In his later years on the bench Judge Welsh's health began to fail and he retired to the Bay Area to live, after which his health improved, but he never returned to the bench after that. From the records, it appears that there were several months in later 1946 and early 1947 after Judge Welsh left, during which there was no resident District Judge in Sacramento.

Dal M. Lemmon

The next judge to reside and sit permanently in Sacramento was Judge Walsh's former colleague on the Sacramento County Superior Court bench, Dal Millington Lemmon. A native of Kansas, Judge Lemmon had moved to Santa Rosa, California with his family as a young boy. After receiving his bachelor's and law degrees from Stanford, he came to Sacramento in 1909 to be the State Law Librarian. He practiced law in a two member firm for 23 years before being appointed to the Superior Court in 1933. Although a Republican, he was appointed to the federal court by President Truman on February 17, 1947, and held down the fort in Sacramento for a little over 7 years, until he was elevated to the Court of Appeals by President Eisenhower on May 4, 1954.

Judge Halbert

Four months later, on September 16, 1954, the President appointed Judge Lemon's successor. He was a no-nonsense Superior Court Judge from Stanislaus County, who had served as a Deputy Attorney General for the State of California, a deputy district attorney in both Stanislaus and Tulare County, and District Attorney in Modesto. He had also engaged in the private practice of law in his home town of Porterville, and had been associated for a short time with the McCutchen firm in San Francisco. His name was Sherrill Halbert.

Judge MacBride

Judge Halbert sat as the only resident federal judge in Sacramento for the next seven years. By this time, the workload of the Northern Division of the Northern District had grown from the time of Judge Welsh, when there was not enough business to keep one judge occupied full time, to the point where it had become more than a single judge could handle. Soon after the court moved to its new quarters, a second judge was therefore authorized to sit full time in Sacramento.

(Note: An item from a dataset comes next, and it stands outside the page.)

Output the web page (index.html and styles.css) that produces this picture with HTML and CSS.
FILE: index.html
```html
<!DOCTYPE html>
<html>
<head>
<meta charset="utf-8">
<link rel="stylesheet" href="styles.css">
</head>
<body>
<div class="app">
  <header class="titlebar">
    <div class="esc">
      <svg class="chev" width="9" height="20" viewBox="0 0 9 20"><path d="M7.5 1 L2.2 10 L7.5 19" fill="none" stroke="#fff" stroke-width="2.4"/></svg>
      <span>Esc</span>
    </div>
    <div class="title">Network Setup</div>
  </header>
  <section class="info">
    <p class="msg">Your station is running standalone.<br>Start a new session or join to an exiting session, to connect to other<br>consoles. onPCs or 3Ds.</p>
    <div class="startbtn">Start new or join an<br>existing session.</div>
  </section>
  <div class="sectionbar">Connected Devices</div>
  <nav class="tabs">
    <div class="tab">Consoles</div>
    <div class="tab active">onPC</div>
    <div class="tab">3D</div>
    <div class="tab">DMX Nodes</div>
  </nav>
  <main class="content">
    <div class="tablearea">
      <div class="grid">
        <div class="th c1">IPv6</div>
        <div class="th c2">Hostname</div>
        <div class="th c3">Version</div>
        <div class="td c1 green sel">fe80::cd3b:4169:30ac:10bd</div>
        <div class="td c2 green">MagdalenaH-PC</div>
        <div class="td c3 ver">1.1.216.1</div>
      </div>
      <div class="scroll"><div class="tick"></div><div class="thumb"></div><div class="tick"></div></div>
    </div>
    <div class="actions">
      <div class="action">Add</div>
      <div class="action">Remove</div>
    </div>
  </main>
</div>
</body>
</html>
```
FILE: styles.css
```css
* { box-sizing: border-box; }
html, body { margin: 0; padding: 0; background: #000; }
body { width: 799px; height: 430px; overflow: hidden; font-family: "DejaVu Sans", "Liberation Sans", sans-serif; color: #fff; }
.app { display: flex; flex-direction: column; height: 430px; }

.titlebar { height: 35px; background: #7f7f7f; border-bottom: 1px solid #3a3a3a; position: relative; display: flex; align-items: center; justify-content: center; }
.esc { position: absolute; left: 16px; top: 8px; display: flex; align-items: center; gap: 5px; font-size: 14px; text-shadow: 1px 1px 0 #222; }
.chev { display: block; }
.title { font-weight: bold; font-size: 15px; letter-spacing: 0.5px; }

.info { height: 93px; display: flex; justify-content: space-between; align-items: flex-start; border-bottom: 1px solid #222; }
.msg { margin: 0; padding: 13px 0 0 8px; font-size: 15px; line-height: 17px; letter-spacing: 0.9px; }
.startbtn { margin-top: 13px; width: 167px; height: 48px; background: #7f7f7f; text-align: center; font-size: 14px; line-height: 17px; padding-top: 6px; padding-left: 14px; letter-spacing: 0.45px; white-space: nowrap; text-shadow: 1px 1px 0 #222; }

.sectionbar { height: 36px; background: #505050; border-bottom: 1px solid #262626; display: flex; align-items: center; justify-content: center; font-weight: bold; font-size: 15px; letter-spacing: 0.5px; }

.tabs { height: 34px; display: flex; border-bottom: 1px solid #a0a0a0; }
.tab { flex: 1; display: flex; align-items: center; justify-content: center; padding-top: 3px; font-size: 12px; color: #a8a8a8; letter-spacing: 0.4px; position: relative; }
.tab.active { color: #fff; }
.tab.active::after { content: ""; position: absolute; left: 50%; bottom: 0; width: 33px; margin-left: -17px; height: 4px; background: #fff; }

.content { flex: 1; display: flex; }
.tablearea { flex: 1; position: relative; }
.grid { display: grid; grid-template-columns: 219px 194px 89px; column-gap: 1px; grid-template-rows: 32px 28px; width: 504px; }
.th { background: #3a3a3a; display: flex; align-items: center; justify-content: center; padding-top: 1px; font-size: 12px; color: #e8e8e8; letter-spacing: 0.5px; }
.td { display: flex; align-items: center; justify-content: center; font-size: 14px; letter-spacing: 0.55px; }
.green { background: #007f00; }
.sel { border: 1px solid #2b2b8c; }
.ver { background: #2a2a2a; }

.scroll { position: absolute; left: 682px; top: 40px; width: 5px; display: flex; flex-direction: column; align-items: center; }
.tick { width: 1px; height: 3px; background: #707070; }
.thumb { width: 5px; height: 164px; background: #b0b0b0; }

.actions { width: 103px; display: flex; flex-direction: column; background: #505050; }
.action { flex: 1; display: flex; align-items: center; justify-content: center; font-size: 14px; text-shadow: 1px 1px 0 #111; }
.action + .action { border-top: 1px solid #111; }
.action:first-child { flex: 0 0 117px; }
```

A new, Democratic President having just been elected, the Democratic Congressional delegation in the Northern District of California focused its attention upon the young Democratic Assemblyman who had so successfully managed the Presidential campaign in Sacramento. President Kennedy readily accepted their recommendation, and on September 22, 1961 appointed him as the next United States District Judge in Sacramento. He was Thomas J. MacBride.

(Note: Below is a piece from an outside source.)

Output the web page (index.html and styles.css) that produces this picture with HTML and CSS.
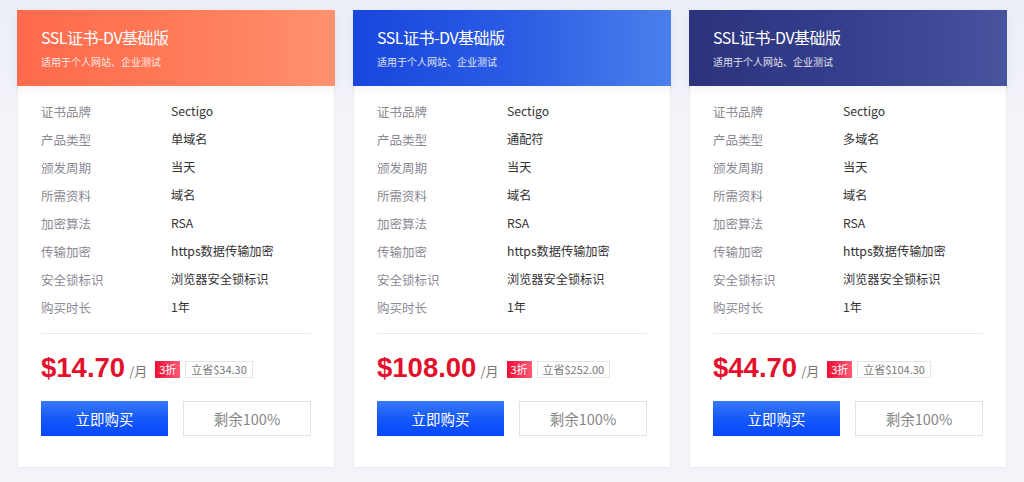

The court facilities in the Post Office Building were really only designed to house one District Judge. When Judge MacBride arrived, his courtroom and chambers were substantially smaller and more modest than those of Judge Halbert. Shortly after he moved into his new quarters, Judge MacBride proudly displayed his courtroom to Sacramento attorney Nat Colley. When Colley saw it he is said to have exclaimed, "Oh, this will never do." "Why?" Judge MacBride asked. "Well," replied Colley, "whenever I go to federal court I always charge my clients more money because they are convinced it is so much more important than the state court, but now, when they see this courtroom, I am not going to be able to do that any more."

650 Capitol Mall

Judge Halbert and Judge MacBride continued to sit in the Post Office until 1962, when the the court's new home at 650 Capitol Mall was completed. The building was built by GSA. Although they were certainly large enough, the new courtrooms were not as pretentious as Judge Halbert's courtroom at the old Post Office, and their design left a lot to be desired.

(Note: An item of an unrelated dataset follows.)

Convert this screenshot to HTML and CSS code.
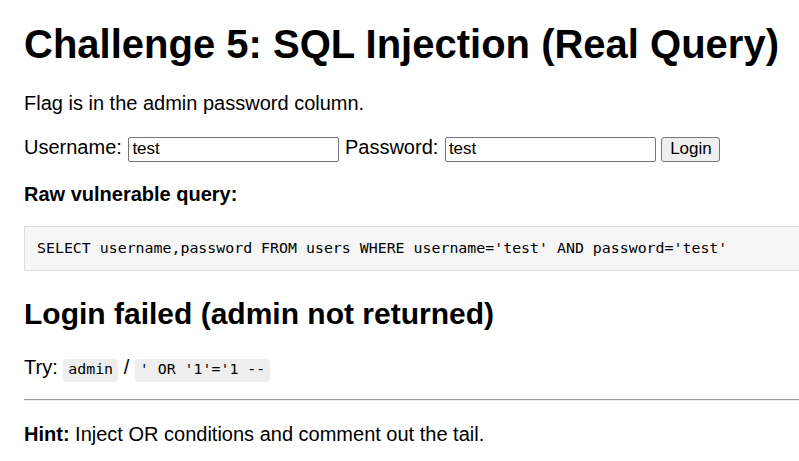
FILE: index.html
```html
<!DOCTYPE html>
<html lang="en">
<head>
<meta charset="utf-8">
<title>Challenge 5: SQL Injection (Real Query)</title>
<link rel="stylesheet" href="styles.css">
</head>
<body>
<div class="page">
  <h1 class="title">Challenge 5: SQL Injection (Real Query)</h1>
  <p class="text">Flag is in the admin password column.</p>
  <form class="login">
    <label class="label">Username: <input class="field" type="text" name="username" value="test"></label>
    <label class="label">Password: <input class="field" type="text" name="password" value="test"></label>
    <button class="btn" type="button">Login</button>
  </form>
  <p class="text"><strong>Raw vulnerable query:</strong></p>
  <pre class="query">SELECT username,password FROM users WHERE username='test' AND password='test'</pre>
  <h2 class="result">Login failed (admin not returned)</h2>
  <p class="text">Try: <code class="pill">admin</code> / <code class="pill">' OR '1'='1 --</code></p>
  <hr class="rule">
  <p class="text"><strong>Hint:</strong> Inject OR conditions and comment out the tail.</p>
</div>
</body>
</html>
```

FILE: styles.css
```css
html, body {
  overflow-x: hidden;
}

body {
  margin: 0;
  background: #ffffff;
  color: #000000;
  font-family: "Liberation Sans", Arial, sans-serif;
  font-size: 20px;
}

.page {
  width: 800px;
  padding: 22px 0 0 24px;
}

.title {
  font-size: 40px;
  font-weight: bold;
  margin: 0 0 25px;
  line-height: normal;
}

.text {
  margin: 20px 0;
}

.login {
  margin: 21px 0 21px;
  line-height: normal;
}

.label {
  font-size: 20px;
}

.field {
  box-sizing: border-box;
  width: 211px;
  height: 25px;
  margin: 0 0 0 1px;
  padding: 1px 3px;
  border: 1px solid #767676;
  border-radius: 2px;
  font-family: "Liberation Sans", Arial, sans-serif;
  font-size: 17px;
  color: #000;
  background: #fff;
  vertical-align: baseline;
}

.btn {
  box-sizing: border-box;
  width: 59px;
  height: 25px;
  padding: 0 6px;
  border: 1px solid #767676;
  border-radius: 3px;
  background: #efefef;
  font-family: "Liberation Sans", Arial, sans-serif;
  font-size: 17px;
  color: #000;
  vertical-align: baseline;
}

.query {
  margin: 20px 0;
  padding: 12px 12px;
  border: 1px solid #dddddd;
  background: #f6f6f6;
  font-family: "DejaVu Sans Mono", monospace;
  font-size: 14.9px;
  line-height: 19px;
}

.result {
  font-size: 30px;
  font-weight: bold;
  margin: 26px 0 25px;
}

.pill {
  font-family: "DejaVu Sans Mono", monospace;
  font-size: 14.9px;
  background: #eeeeee;
  border-radius: 4px;
  padding: 1px 5px 4px;
}

.rule {
  margin: 20px 0 22px;
  border: 0;
  border-top: 1px solid #9a9a9a;
  border-bottom: 1px solid #eeeeee;
  height: 0;
}
```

When Judge Halbert walked into his courtroom in the new building he found that the bench where the judge was to sit was constructed on the same level as the rest of the courtroom, so that when the judge sat down he would actually have to look up at the lawyers who were standing at the lectern to present their arguments. Needless to say, Judge Halbert demanded that the bench be appropriately elevated before he began hearing any cases in that courtroom.

Also, there was a door on each side of the judge's bench. On one side, the door lead to the jury deliberation room and the judge's chambers. On the other side, the door lead to the holding cell for the prisoners. The prisoners were brought to the holding cell by way of a stairway directly from the Marshal's offices downstairs, and they were brought out from the holding cell one at a time as their cases were called in the courtroom. In the process of bringing them out from the holding cell and returning them again, that door was constantly opening and closing during the course of a single criminal calendar. Since the calendar may last a while, and the prisoners may understandably become a little nervous while waiting for their court appearance, it was necessary to have appropriate restroom facilities in the holding cell. The first time they held a criminal calendar in the new courtroom, it became embarrassingly obvious that when the door to the holding cell opened the attorneys sitting at counsel table and half the audience had a clear view of the prisoner as he sat on the commode. It took a while, but the configuration of the door to the holding cell was eventually changed to correct the problem.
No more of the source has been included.